The journey by train to Ivdel was five and a half hours long. They settled down to talk (Zina proposed a discussion on the nature of love) and again to sing songs, accompanied by Rustem Slobodin’s mandolin. Some members of the group used the time to revise for their exams. Their sustenance on this part of the journey consisted of garlic bread without water. The town of Ivdel was the last major point of contact with civilisation before they set out on the journey north into the more remote Siberian Taiga and the mountains of the northern Urals. The town itself was the centre of the Gulag camp system for the area. At one point there were almost 100 camps and associated subcamps of varying sizes in the vicinity of Ivdel. The town is situated on the Ivdel River near the confluence of the Lozva River, 332 miles (535km) north of Sverdlovsk. It had been the first wooden fortress east of the Urals, built in 1589, and became a gold-mining settlement in 1831. The first Gulag was established there in 1937 and eventually the population grew to between 15,000 and 20,000 inhabitants, a figure which has remained fairly constant.
6
Many prisoners who were released from the nearby camps decided to stay in the town as they had nowhere else to go. The same applied to the prison staff. A number of former staff who had finished working at the camps also decided to settle in Ivdel for the same reason – that they were familiar with the area and had nowhere else to go. The result was that, by 1959, a large segment of Ivdel’s population was a strange mixture of former guards and the formerly guarded.

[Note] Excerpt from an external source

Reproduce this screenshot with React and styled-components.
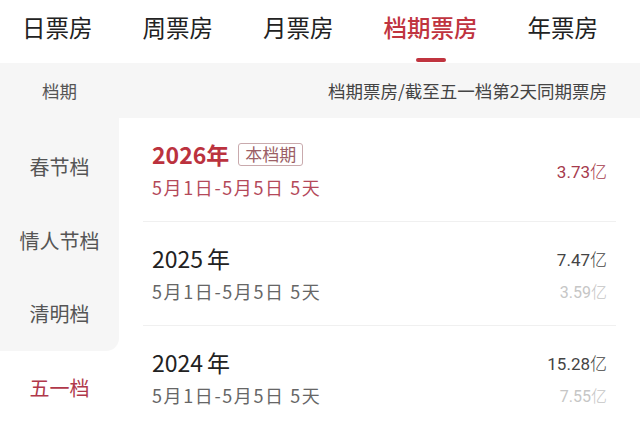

On arrival just after midnight on the night of 24/25 January the group alighted at Ivdel railway station. They found a large waiting room where they stored all their equipment and took turns to keep watch while they awaited the bus for Vizhay early the following morning: Sunday 25 January 1959. A comment made in the group diary by Yury Yudin is noteworthy: that they had ‘total freedom of action’ at the station at Ivdel. This was no doubt a reference to their two unfortunate previous encounters with the police at Serov station.

On their arrival at Ivdel, the group were 90 miles (145km) from Mount Otorten. After the short wait they took a bus to Vizhay where they arrived at 2 p.m. They decided to spend the night of 25/26 January in Vizhay before proceeding to the next point. Their accommodation was described by George Krivonischenko as a ‘so-called’ hotel, which must have been very basic even by the standards of the austere Soviet Union in the 1950s. There were not enough beds for the ten members of the group so they slept two to a bed, with both Sasha (Alexander Kolevatov) and Krivoy (George Krivonischenko) gallantly sleeping on the floor. Despite the inadequate accommodation, they slept well and rose at 9 a.m. on 26 January, only to find that the outside temperature was -17ºC and a small window had been left open during the night, forcing them to get out of bed in freezing conditions. They relied on the hotel for breakfast and were given goulash and tea. Igor Dyatlov made a comment about the lack of heating in the ‘so-called hotel’, joking that if their tea was cold they could always go outside the hotel and it would soon warm up enough for them to drink it! They then arranged to get to the next point on their journey, the 41st Kvartal (this was a camp for geologists and workers in the area), by road in an open flat-bed type GAZ-63 truck that was organised to take them. A photograph of eight of the group shows them all sitting on the back of the open truck with wooden slatted sides exposed to the elements. Yet they were all well wrapped up against the wind and cold and again seemed in good spirits. The truck eventually left Vizhay at 1.10 p.m. on 26 January. Despite their layers of clothing the group were freezing on the three-hour journey and tried to occupy themselves by singing and animatedly discussing various topics, which ranged from love (a favourite topic of Zina’s) to the nature of friendship and the problems of finding a cure for cancer. The bitter cold on the truck affected Yury Yudin badly and despite trying to hide under a makeshift tent they had made to keep off the wind, he developed a chill with lumbago and an acute pain in the leg.